Relations are used to link local variables of the Interaction and global variables of the DynamicalSystems, and thus define constraints in the systems.

Relation is an abstract class which provides a generic interface for all types of relations. Each relation has a type which correspond to the types of dynamical systems they fit with (FirstOrder or Lagrangian), a sub-type, (linear, non linear, scleronomous…). Usually, “type+subtype” corresponds more or less to the name of the derived class. Then, depending on the sub-class, each relation holds some plug-in functions or operators used to define the constraints. They are listed below for each available type of relation.
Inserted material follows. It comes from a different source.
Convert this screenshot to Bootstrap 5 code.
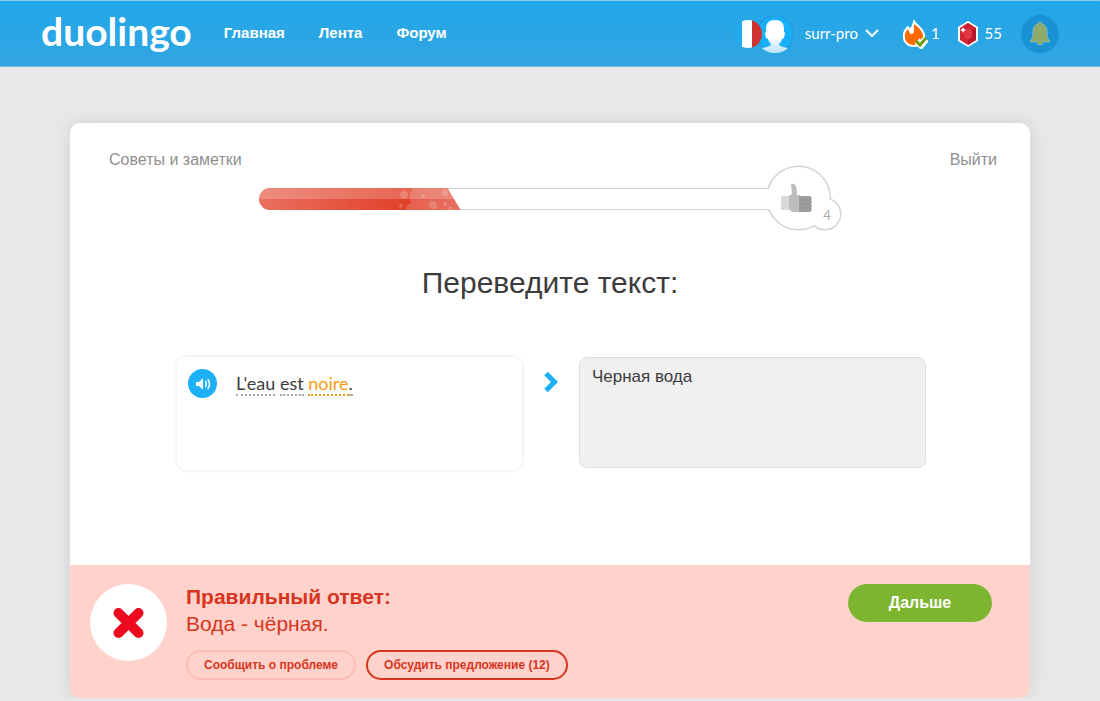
<!DOCTYPE html>
<html lang="ru">
<head>
<meta charset="utf-8">
<meta name="viewport" content="width=device-width, initial-scale=1">
<title>Duolingo</title>
<link href="https://cdn.jsdelivr.net/npm/bootstrap@5.3.0/dist/css/bootstrap.min.css" rel="stylesheet">
<style>
  body { font-family: "Liberation Sans", Arial, sans-serif; font-size: 16px; background: #e8e8e8; color: #3c3c3c; }
  a { text-decoration: none; }
  .latin { font-family: Lato, "Open Sans", sans-serif; }
  .topbar { height: 67px; background: linear-gradient(#21a7ea, #32a5e0); border-top: 1px solid #8acbea; border-bottom: 1px solid #6fbbe2; }
  .topbar-inner { max-width: 1018px; }
  .topbar a, .topbar button { color: #fff; }
  .wordmark { font: 700 39px/44px Lato, sans-serif; margin-right: 32px; padding-bottom: 6px; }
  .main-links { gap: 34px; font-size: 15px; font-weight: 700; }
  .user-menu { font-size: 15px; gap: 7px; margin-right: 23px; }
  .avatar-pair { margin-right: 3px; }
  .counter { font-size: 15px; gap: 3px; }
  .counter-gems { gap: 6px; margin-left: 17px; }
  .bell { width: 38px; height: 38px; background: #1a91d2; margin-left: 19px; }
  .lesson { max-width: 960px; margin-top: 56px; border-radius: 10px; background: #fff; box-shadow: 0 0 18px rgba(0,0,0,.1); overflow: hidden; }
  .lesson-links { padding: 26px 33px 0 39px; line-height: 22px; }
  .lesson-links a { color: #8f8f8f; }
  .meter { max-width: 583px; height: 66px; margin-top: -6px; }
  .meter-track { height: 22px; margin-top: 2px; border: solid #d0d0d0; border-width: 1px 0; border-radius: 11px 0 0 11px; }
  .meter-fill { height: 22px; margin: -1px 0; border-radius: 11px 0 0 11px; clip-path: polygon(0 0, calc(100% - 13px) 0, 100% 100%, 0 100%);
    background: linear-gradient(rgba(255,255,255,.2) 50%, transparent 50%), linear-gradient(90deg, #ea705f, #e03f28 75%, #e2503c); }
  .prompt { font-size: 30px; line-height: 36px; margin: 34px 0 55px; }
  .exercise { padding: 0 104px 94px 106px; }
  .source { min-height: 115px; border: 1px solid #f3f3f3; border-radius: 10px; box-shadow: 0 0 3px rgba(0,0,0,.08); padding: 12px 11px; gap: 19px; }
  .speaker { width: 29px; height: 29px; background: #1cb0f6; }
  .sentence { font-size: 18px; line-height: 22px; padding-top: 3px; }
  .word { border-bottom: 2px dotted #aaa; }
  .word-new { color: #f79a0e; border-color: #f79a0e; }
  .arrow { width: 56px; padding-top: 15px; }
  .answer { height: 111px; margin-top: 1px; background: #f0f0f0; border: 1px solid #dedede; border-radius: 8px; padding: 8px 12px; color: #3c3c3c; font-size: 17px; line-height: 22px; resize: none; }
  .answer:focus { background: #f0f0f0; }
  .verdict { background: #ffd3cc; color: #d7351d; padding: 19px 38px 18px 20px; min-height: 133px; }
  .cross { width: 77px; height: 77px; margin-right: 19px; }
  .verdict-title { font-size: 21px; line-height: 26px; }
  .verdict-text { font-size: 21px; line-height: 28px; margin-bottom: 12px; }
  .verdict-actions { gap: 10px; }
  .pill { height: 30px; font-size: 12px; font-weight: 700; line-height: 16px; border: 2px solid #fbbdb4; border-radius: 15px; padding: 0 16px; color: #d7351d; }
  .pill-strong { border-color: #d7351d; }
  .next { width: 144px; height: 38px; border-radius: 19px; background: #7eb530; color: #fff; font-weight: 700; font-size: 16px; }
</style>
</head>
<body>
<header class="topbar">
  <div class="topbar-inner container-fluid px-0 h-100 d-flex align-items-center">
    <a class="wordmark" href="#">duolingo</a>
    <nav class="main-links d-flex" aria-label="Разделы">
      <a href="#">Главная</a><a href="#">Лента</a><a href="#">Форум</a>
    </nav>
    <button class="user-menu latin btn p-0 border-0 d-flex align-items-center ms-auto" type="button">
      <svg class="avatar-pair" width="61" height="40" viewBox="0 0 61 40" aria-hidden="true">
        <defs>
          <clipPath id="flagClip"><circle cx="14" cy="20" r="14"/></clipPath>
          <linearGradient id="face" x1="0" y1="0" x2="0" y2="1"><stop offset=".5" stop-color="#fff"/><stop offset="1" stop-color="#b9e2f8"/></linearGradient>
        </defs>
        <circle cx="41" cy="20" r="19" fill="#22a0e4"/><circle cx="41" cy="20" r="17" fill="#17b0f8"/>
        <g clip-path="url(#flagClip)"><path fill="#22a9ef" d="M0 6h9v28H0z"/><path fill="#fff" d="M8 6h10v28H8z"/><path fill="#d0322f" d="M18 6h12v28H18z"/></g>
        <path fill="url(#face)" d="M41 6c6 0 9 3 9 9v3l1 1-1 5-2 1c-1 3-2 4-3 5 0 3 6 3 9 4-4 4-8 5-13 5s-9-1-13-5c3-1 9-1 9-4-1-1-2-2-3-5l-2-1-1-5 1-1v-3c0-6 3-9 9-9z"/>
      </svg>
      surr-pro
      <svg width="14" height="9" viewBox="0 0 14 9" fill="none" stroke="#fff" stroke-width="2" aria-hidden="true"><path d="M1 1l6 6 6-6"/></svg>
    </button>
    <a class="counter latin d-flex align-items-center" href="#">
      <svg width="26" height="30" viewBox="0 0 26 30" aria-hidden="true">
        <path d="M12 2c1 4 9 7 10 14 1 7-4 11-10 11S1 23 2 16c0-3 2-6 4-8l1 3c3-2 5-5 5-9z" fill="#ff6a00" stroke="#fff" stroke-width="2" stroke-linejoin="round"/>
        <path d="M7 10q3 1 5-3v5c0 4-5 4-5 0z" fill="#fff"/>
        <path d="M15 22l4 4 5-6" fill="none" stroke="#fff" stroke-width="7"/><path d="M14 22l4 4 6-7" fill="none" stroke="#6f9d13" stroke-width="3"/>
      </svg>1</a>
    <a class="counter counter-gems latin d-flex align-items-center" href="#">
      <svg width="22" height="28" viewBox="0 0 22 28" aria-hidden="true">
        <path d="M11 1l10 6v14l-10 6-10-6V7z" fill="#fff"/><path d="M11 3l8 5v12l-8 5-8-5V8z" fill="#d32435"/>
        <path d="M11 3l8 5-4 2-4-2-4 2-4-2z" fill="#c92233"/><path d="M11 8l4 2v7l-4 3-4-3v-7z" fill="#df3742"/><path d="M15 10l4-2v12l-8 5v-5l4-3z" fill="#b9182c"/>
        <path d="M6 7l1 2 2 1-2 1-1 2-1-2-2-1 2-1z" fill="#fff"/>
      </svg>55</a>
    <button class="bell btn p-0 border-0 rounded-circle d-flex align-items-center justify-content-center" type="button" aria-label="Уведомления">
      <svg width="22" height="26" viewBox="0 0 22 26" aria-hidden="true"><path d="M11 1c2 0 2 1 2 2 4 1 5 4 5 8 0 5 1 7 3 9v1h-7c0 2-1 3-3 3s-3-1-3-3H1v-1c2-2 3-4 3-9 0-4 1-7 5-8 0-1 0-2 2-2z" fill="#8fab6a" stroke="#6fb6d8"/></svg>
    </button>
  </div>
</header>

<main class="lesson container-fluid p-0">
  <div class="lesson-links d-flex justify-content-between"><a href="#">Советы и заметки</a><a href="#">Выйти</a></div>

  <div class="meter d-flex align-items-center mx-auto">
    <div class="meter-track flex-fill" role="progressbar" aria-label="Прогресс" aria-valuenow="40" aria-valuemin="0" aria-valuemax="100">
      <div class="meter-fill d-flex justify-content-end" style="width: 40%">
        <svg width="64" height="22" viewBox="0 0 64 22" fill="#fff" fill-opacity=".18" aria-hidden="true">
          <path d="M15 0h49v22H8c3-3 0-5 5-6 3-3-2-4 0-8 0-3 3-4 2-8z"/><circle cx="7" cy="7" r="4"/><circle cx="4" cy="18" r="2"/><circle cx="26" cy="8" r="2"/><circle cx="36" cy="17" r="4"/><circle cx="48" cy="5" r="3"/><circle cx="48" cy="16" r="2"/><circle cx="53" cy="20" r="2"/>
        </svg>
      </div>
    </div>
    <svg width="78" height="66" viewBox="0 0 78 66" aria-hidden="true">
      <g fill="#fff" stroke="#d4d4d4" stroke-width="3"><path d="M0 23.500h8M0 44.500h8" stroke-width="1" stroke="#d0d0d0"/><circle cx="34.5" cy="33" r="31"/><circle cx="61" cy="49" r="15"/></g>
      <g fill="#fff"><circle cx="34.5" cy="33" r="31"/><circle cx="61" cy="49" r="15"/><path d="M0 24h12v20H0z"/></g>
      <path d="M17 31h9v14h-9z" fill="#dadada"/>
      <path d="M27 19c5-1 6 4 6 11h3v17h-8l-3-3V31l3-2z" fill="#bdbdbd"/>
      <path d="M36 31h10l2 2-1 2 1 2-1 2 1 2-1 2 1 2-2 2H35V31z" fill="#9e9e9e"/><path d="M37 35h10M37 39h10M37 43h10" stroke="#8f8f8f"/>
      <text x="63" y="55" text-anchor="middle" font-family="Lato, sans-serif" font-size="13" fill="#aaa">4</text>
    </svg>
  </div>

  <h1 class="prompt text-center fw-normal">Переведите текст:</h1>

  <div class="exercise d-flex align-items-start">
    <div class="source flex-fill w-50 d-flex align-items-start">
      <button class="speaker btn p-0 border-0 rounded-circle d-flex align-items-center justify-content-center" type="button" aria-label="Прослушать">
        <svg width="16" height="14" viewBox="0 0 16 14" fill="none" stroke="#fff" stroke-width="1.5" stroke-linecap="round" aria-hidden="true"><path d="M1 5h3l4-4v12L4 9H1z" fill="#fff" stroke="none"/><path d="M10.500 4.500q1.500 2.500 0 5M13 2.500q3 4.500 0 9"/></svg>
      </button>
      <p class="sentence latin mb-0" lang="fr"><span class="word">L'eau</span> <span class="word">est</span> <span class="word word-new">noire</span><span class="word">.</span></p>
    </div>
    <div class="arrow flex-shrink-0 text-center lh-1">
      <svg width="14" height="22" viewBox="0 0 14 22" fill="none" stroke="#1cb0f6" stroke-width="5" aria-hidden="true"><path d="M2 2.500l8.500 8.500L2 19.500"/></svg>
    </div>
    <textarea class="answer form-control flex-fill w-50" aria-label="Ваш перевод">Черная вода</textarea>
  </div>

  <section class="verdict d-flex align-items-start">
    <svg class="cross flex-shrink-0" viewBox="0 0 77 77" aria-hidden="true"><circle cx="38.500" cy="38.500" r="38.500" fill="#fff"/><path d="M28.500 29l20 20M48.500 29l-20 20" stroke="#ee0a1e" stroke-width="10" stroke-linecap="round"/></svg>
    <div class="flex-fill">
      <h2 class="verdict-title fw-bold mb-0">Правильный ответ:</h2>
      <p class="verdict-text">Вода - чёрная.</p>
      <div class="verdict-actions d-flex flex-wrap">
        <button class="pill btn" type="button">Сообщить о проблеме</button>
        <button class="pill pill-strong btn" type="button">Обсудить предложение (12)</button>
      </div>
    </div>
    <button class="next btn p-0 border-0 flex-shrink-0" type="button">Дальше</button>
  </section>
</main>
<script src="https://cdn.jsdelivr.net/npm/bootstrap@5.3.0/dist/js/bootstrap.bundle.min.js"></script>
</body>
</html>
Available classes: FirstOrderR, FirstOrderLinearR, FirstOrderLinearTIR, LagrangianR, LagrangianRheonomousR, LagrangianScleronomousR, LagrangianCompliantR, LagrangianLinearR.


First Order Relations

Non Linear

Class FirstOrderR

\[\begin{split}output &= y = h(X,t,\lambda,Z)\\ input &= R = g(X,t,\lambda,Z)\end{split}\]

We denote:

\[\begin{split}\begin{array}{ccc} H_0(X,t,\lambda,Z)=\nabla_X h(X,t,\lambda,Z)&, & H_1(X,t,\lambda,Z)=\nabla_{\lambda} h(X,t,\lambda,Z) \\ \\ G_0(X,t,\lambda,Z)=\nabla_X g(X,t,\lambda,Z)&, & G_1(X,t,\lambda,Z)=\nabla_{\lambda} g(X,t,\lambda,Z) \end{array}\end{split}\]

\(h\), \(g\) (and their jacobian according to \(X\) and \(\lambda\)) are defined with some plug-in functions. n See the doxygen documentation of the class FirstOrderR to have a list of the set/get/compute functions.

Note: for the signification of \(X\), \(Z\), \(R\) see Interactions between dynamical systems


Class: FirstOrderLinearR

\[\begin{split}y &= C(t,Z)X + F(t,Z)Z + D(t,Z) \lambda + e(t,Z) \\ R &= B(t,Z) \lambda\end{split}\]

Plug-in functions are available for all operators.

Linear with Time Invariant Coefficients

Class FirstOrderLinearTIR

\[\begin{split}y &= CX + FZ + D\lambda + e \\ R &= B \lambda\end{split}\]

Lagrangian (second order) Relations


Class LagrangianScleronomousR

The constraints depend only on the state,

\[\begin{split}y &= h(Q,Z) \\ \dot y &= G_0(Q,Z)\dot Q \\ P &= G_0^t(Q,Z)\lambda\end{split}\]


\[G_0(Q,Z) = \nabla_Q h(Q,Z)\]


Class LagrangianRheonomousR

The constraints depend on time and state,

\[\begin{split}y &= h(Q,t,Z)\\ \dot y &= G_0(Q,t,Z)\dot Q + \frac{\partial h}{\partial t}(Q,t,Z) \\ P &= G_0^t(Q,t,Z)\lambda\end{split}\]


\[\begin{split}G_0(Q,t,Z) = \nabla_Q h(Q,t,Z) \\ hdot(Q,t,Z) = \frac{\partial h}{\partial t}(Q,t,Z)\end{split}\]


Class: LagrangianCompliantR

The constraints depends on state and \(\lambda\), with a function of time for which \(\dot\lambda(t)\) makes sense.

\[\begin{split}y &= h(Q,\lambda(t),Z) \\ \dot y &= G_0(Q,\lambda(t),Z)\dot Q + G_1(Q,\lambda(t),Z)\dot\lambda(t) \\ P &= G_0^t(Q,\lambda(t),Z)\lambda(t)\end{split}\]


\[\begin{split}G_0(Q,\lambda(t),Z) = \nabla_q h(Q,\lambda(t),Z) \\ G_1(Q,\lambda(t),Z) = \nabla_{\lambda(t)}h(Q,\lambda(t),Z)\end{split}\]

Linear and Time Invariant Coefficients

Class: LagrangianLinearR

Lagrangian linear relations with time-invariant coefficients.

\[\begin{split}y&= H Q + b + D\lambda +FZ \\ P &= H^t \lambda\end{split}\]

Relations plug-in functions

  • FirstOrderR: \(h(X,t,\lambda,Z), \ \ g(\lambda,t,Z)\)
  • FirstOrderLinearR: \(C(t,Z), \ \ F(t,Z), \ \ , D(t,Z), \ \ e(t,Z), B(t,Z)\)
  • LagrangianScleronomousR: \(h(Q,Z), \ \ G_0(Q,Z)\)
  • LagrangianRheonomousR: \(h(Q,t,Z), \ \ G_0(Q,t,Z), \ \ hdot(Q,t,Z)\)
  • LagrangianCompliantR: \(h(Q,\lambda,Z), \ \ G_0(Q,\lambda,Z), \ \ G_1(Q,\lambda,Z)\)